Bien; aceptaré el término "ensayos" en su sentido más lato y distendido, como lo que en un principio fueron, escritura libre y divagadora no sometida a la rigidez de unas normas concretas. En realidad, también fueron ensayos ―ensayos poéticos― los Petits poèmes en prose de Baudelaire, que siguió una de las posibles vías implícitas en el camino iniciado por Montaigne, como en España lo hicieron Alejandro Sawa en su diario Iluminaciones en la sombra, Azorín, Gabriel Miró, Juan Ramón Jiménez o Cernuda, entre otros nombres. Ahora pienso en las Meditaciones de Marco Aurelio o en las epístolas a Lucilio de Séneca… Pero me estoy desviando de tus preguntas. Empezaré por decirte que las prosas que escribo hunden sus raíces en el mismo terreno que la mayor parte de mis poemas.

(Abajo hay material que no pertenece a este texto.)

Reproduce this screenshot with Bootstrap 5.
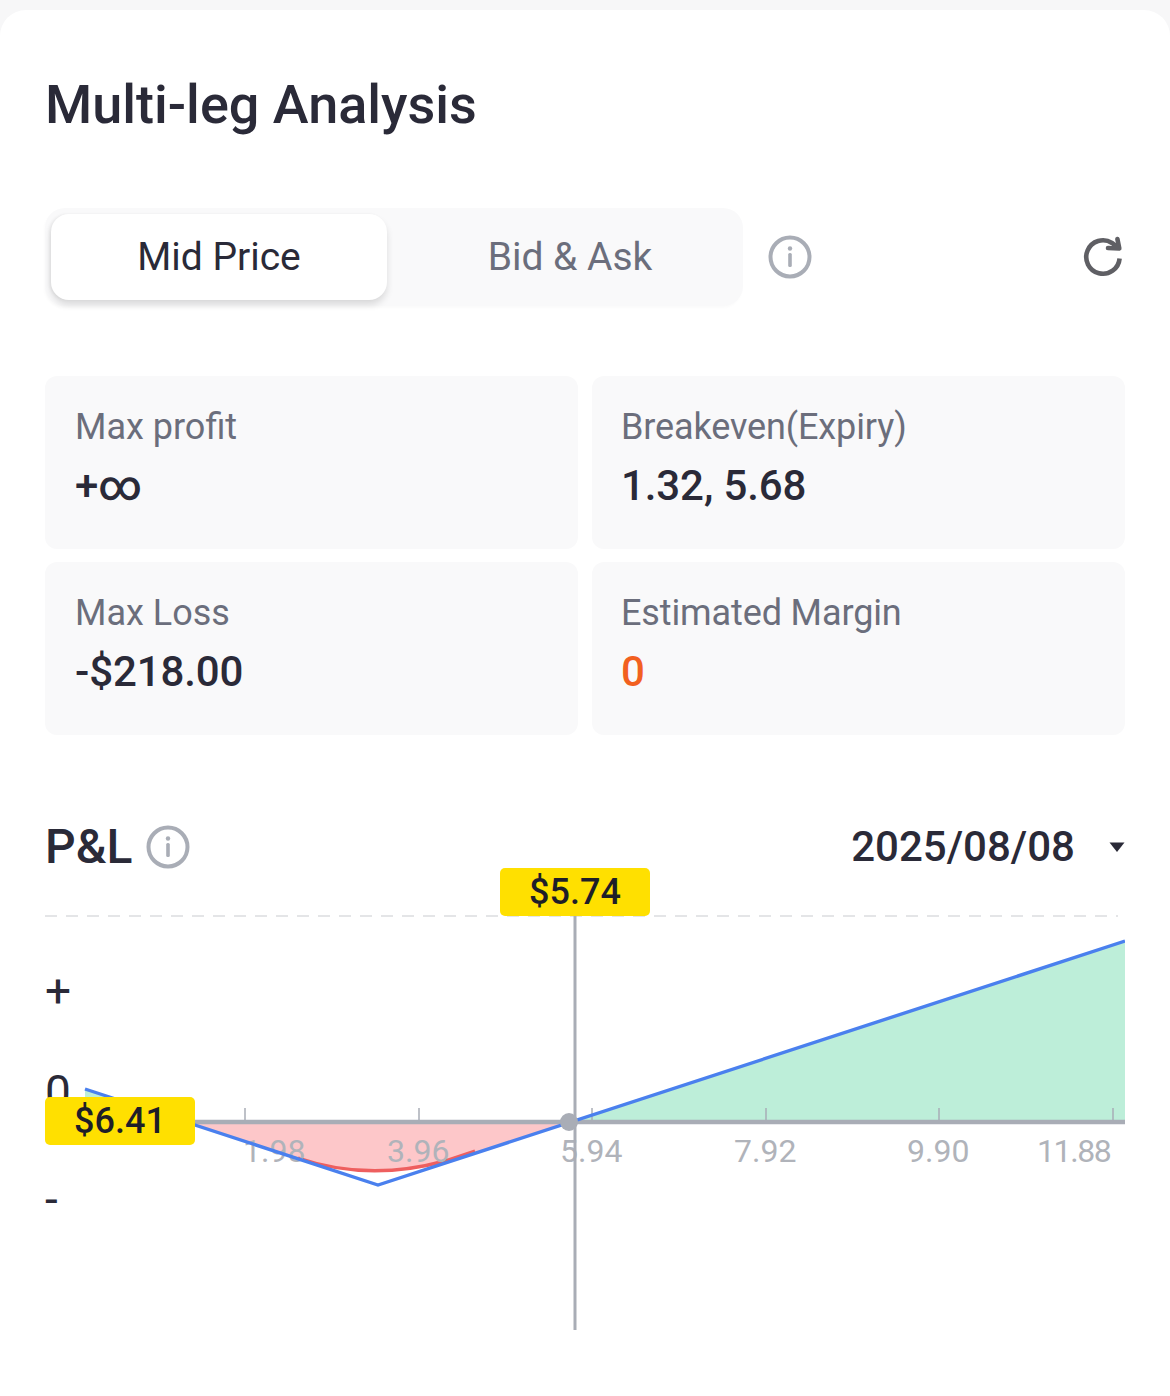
<!DOCTYPE html>
<html lang="en"><head><meta charset="utf-8"><title>Multi-leg Analysis</title>
<link href="https://cdn.jsdelivr.net/npm/bootstrap@5.3.0/dist/css/bootstrap.min.css" rel="stylesheet">
<style>
html,body{margin:0;height:100%;background:#f7f7f8;font-family:Roboto,"Liberation Sans",sans-serif;color:#2a2a38}
.sheet{margin-top:10px;height:1386px;background:#fff;border-radius:26px 26px 0 0;padding:0 45px;overflow:hidden}
.title{font-size:54px;font-weight:500;line-height:60px;margin:0;padding-top:65px;height:198px}
.tabs-bar{height:98px;width:698px;background:#f9f9fa;border-radius:20px;padding:6px;box-shadow:-1px 2px 3px rgba(0,0,0,.02)}
.tab-item{flex:0 0 336px;height:86px;font-size:39px;line-height:86px;text-align:center;color:#6b6e7c;border-radius:18px}
.tab-item.is-on{background:#fff;color:#2a2a38;box-shadow:0 5px 7px rgba(0,0,0,.12),-2px 0 3px rgba(0,0,0,.05)}
.tab-rest{flex:1 1 auto;padding-left:16px}
.tab-rest .tab-item{width:100%}
.ico-info{margin-left:25px;width:44px;height:44px}
.ico-refresh{margin-left:auto;width:44px;height:44px}
.tiles{--bs-gutter-x:14px;--bs-gutter-y:13px;margin-top:57px}
.tile{height:173px;background:#f9f9fa;border-radius:12px;padding:29px 30px}
.tile-right{padding-left:29px}
.tile-right .tile-label{letter-spacing:-.12px}
.tile-label{font-size:36px;line-height:44px;color:#6b6e7c}
.tile-value{font-size:42px;line-height:50px;font-weight:500;margin-top:12px;letter-spacing:-.1px}
.tile-value.warn{color:#f2601f}
.pl-head{margin-top:87px;height:50px}
.pl-title{font-size:48px;font-weight:500;line-height:50px}
.pl-gap{margin-left:14px}
.pl-date{font-size:42px;font-weight:500;line-height:50px}
.pl-caret{margin-left:34px}
.chart-box{position:relative;width:1080px;height:470px;margin-top:-4px}
.chart-box svg{display:block}
.price-tag{position:absolute;width:150px;height:48px;background:#ffe000;border-radius:5px;font-size:36px;font-weight:500;line-height:48px;text-align:center;color:#1e1e28}
.tag-top{left:455px;top:0}
.tag-left{left:0;top:229px}
.axis-num{font-size:32px;fill:#b0b3ba;font-family:Roboto,"Liberation Sans",sans-serif}
.axis-tight{letter-spacing:-1.4px}
.axis-sign{font-size:46px;fill:#2a2a38;font-family:Roboto,"Liberation Sans",sans-serif}
</style></head>
<body>
<div class="sheet">
 <h1 class="title">Multi-leg Analysis</h1>
 <div class="d-flex align-items-center">
  <div class="tabs-bar d-flex">
   <div class="tab-item is-on">Mid Price</div>
   <div class="tab-rest"><div class="tab-item">Bid &amp; Ask</div></div>
  </div>
  <svg class="ico-info" viewBox="0 0 44 44" fill="none"><circle cx="22" cy="22" r="19.5" stroke="#a9adb6" stroke-width="4"/><circle cx="22" cy="13.5" r="2.2" fill="#a9adb6"/><rect x="20.2" y="18" width="3.6" height="14" rx="1.5" fill="#a9adb6"/></svg>
  <svg class="ico-refresh" viewBox="0 0 44 44" fill="none"><path d="M38.6 23.5A16.7 16.7 0 1 1 31 8L37 12.5" stroke="#5f5f64" stroke-width="4.6"/><path d="M36.4 4 38.3 13.5 27 13" stroke="#5f5f64" stroke-width="4.6" stroke-linecap="round" stroke-linejoin="round"/></svg>
 </div>
 <div class="row tiles">
  <div class="col-6"><div class="tile"><div class="tile-label">Max profit</div><div class="tile-value">+∞</div></div></div>
  <div class="col-6"><div class="tile tile-right"><div class="tile-label">Breakeven(Expiry)</div><div class="tile-value">1.32, 5.68</div></div></div>
  <div class="col-6"><div class="tile"><div class="tile-label">Max Loss</div><div class="tile-value">-$218.00</div></div></div>
  <div class="col-6"><div class="tile tile-right"><div class="tile-label">Estimated Margin</div><div class="tile-value warn">0</div></div></div>
 </div>
 <div class="pl-head d-flex align-items-center">
  <span class="pl-title">P&amp;L</span>
  <svg class="pl-gap" width="44" height="44" viewBox="0 0 44 44" fill="none"><circle cx="22" cy="22" r="19.5" stroke="#a9adb6" stroke-width="4"/><circle cx="22" cy="13.5" r="2.2" fill="#a9adb6"/><rect x="20.2" y="18" width="3.6" height="14" rx="1.5" fill="#a9adb6"/></svg>
  <span class="pl-date ms-auto">2025/08/08</span>
  <svg class="pl-caret" width="16" height="12" viewBox="0 0 16 12"><path d="M0.5 1.5h15L8 11z" fill="#2a2a38"/></svg>
 </div>
 <div class="chart-box">
  <svg width="1080" height="470" viewBox="45 868 1080 470">
   <line x1="45" y1="916" x2="1118" y2="916" stroke="#dcdde0" stroke-width="1.5" stroke-dasharray="12 9"/>
   <text class="axis-sign" x="45" y="1007">+</text>
   <text class="axis-sign" x="45" y="1108">0</text>
   <text class="axis-sign" x="45" y="1215">-</text>
   <path d="M571 1122 1125 941V1122Z" fill="#bdeed9"/>
   <path d="M85 1089 186 1122H85Z" fill="#bdeed9"/>
   <path d="M186 1122 298 1159Q368 1182 445 1163L571 1122Z" fill="#fdc7c9"/>
   <path d="M298 1158Q368 1182 445 1161L475 1151" fill="none" stroke="#ee5f5f" stroke-width="3.4"/>
   <g stroke="#a9adb6" stroke-width="1.5"><line x1="245" y1="1108" x2="245" y2="1122"/><line x1="419" y1="1108" x2="419" y2="1122"/><line x1="592" y1="1108" x2="592" y2="1122"/><line x1="766" y1="1108" x2="766" y2="1122"/><line x1="939" y1="1108" x2="939" y2="1122"/><line x1="1113" y1="1108" x2="1113" y2="1122"/></g>
   <line x1="85" y1="1122" x2="1125" y2="1122" stroke="#a9adb6" stroke-width="4.5"/>
   <text class="axis-num" x="243" y="1162">1.98</text>
   <text class="axis-num" x="387" y="1162">3.96</text>
   <text class="axis-num" x="560" y="1162">5.94</text>
   <text class="axis-num" x="734" y="1162">7.92</text>
   <text class="axis-num" x="907" y="1162">9.90</text>
   <text class="axis-num axis-tight" x="1037" y="1162">11.88</text>
   <path d="M85 1089 378 1185 1125 941" fill="none" stroke="#4a80ee" stroke-width="3.4"/>
   <line x1="575" y1="916" x2="575" y2="1330" stroke="#a9adb6" stroke-width="3"/>
   <circle cx="569" cy="1122" r="9" fill="#a9adb6"/>
  </svg>
  <span class="price-tag tag-top">$5.74</span>
  <span class="price-tag tag-left">$6.41</span>
 </div>
</div>
<script src="https://cdn.jsdelivr.net/npm/bootstrap@5.3.0/dist/js/bootstrap.bundle.min.js"></script>
</body></html>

Comencé a cultivarlas porque no quería que la poesía, que en principio aspira a ser canto, se me transformase en habla y se me prosificase involuntariamente, como les sucede a algunos poetas; y porque las necesito de una forma imperiosa, como un cauce expresivo en el que el pensamiento discurre con más soberanía y holgura. Hay asuntos y motivos que es preferible no tratar mediante el verso. La mayoría de mis "ensayos" no divergen, pues, de mis libros de poemas, y puedo asegurarte que para mí son esenciales. Por eso me hizo gracia que cierto editor rechazara publicar Mundo menor―que ni siquiera se tomó la molestia de leer― por la sencilla razón de que, según a él le parecía, se trataba de una obra circunstancial dentro de mi "producción"; me entornaba la puerta, por si más adelante le mandaba un libro de poemas. Siento una enorme gratitud por la valentía de los editores que se han aventurado a publicar mis prosas y cuadernos de orientación más diarística, porque sé que, si la poesía cuenta con pocos lectores, estos libros sin un género definido interesan solamente a cuatro gatos.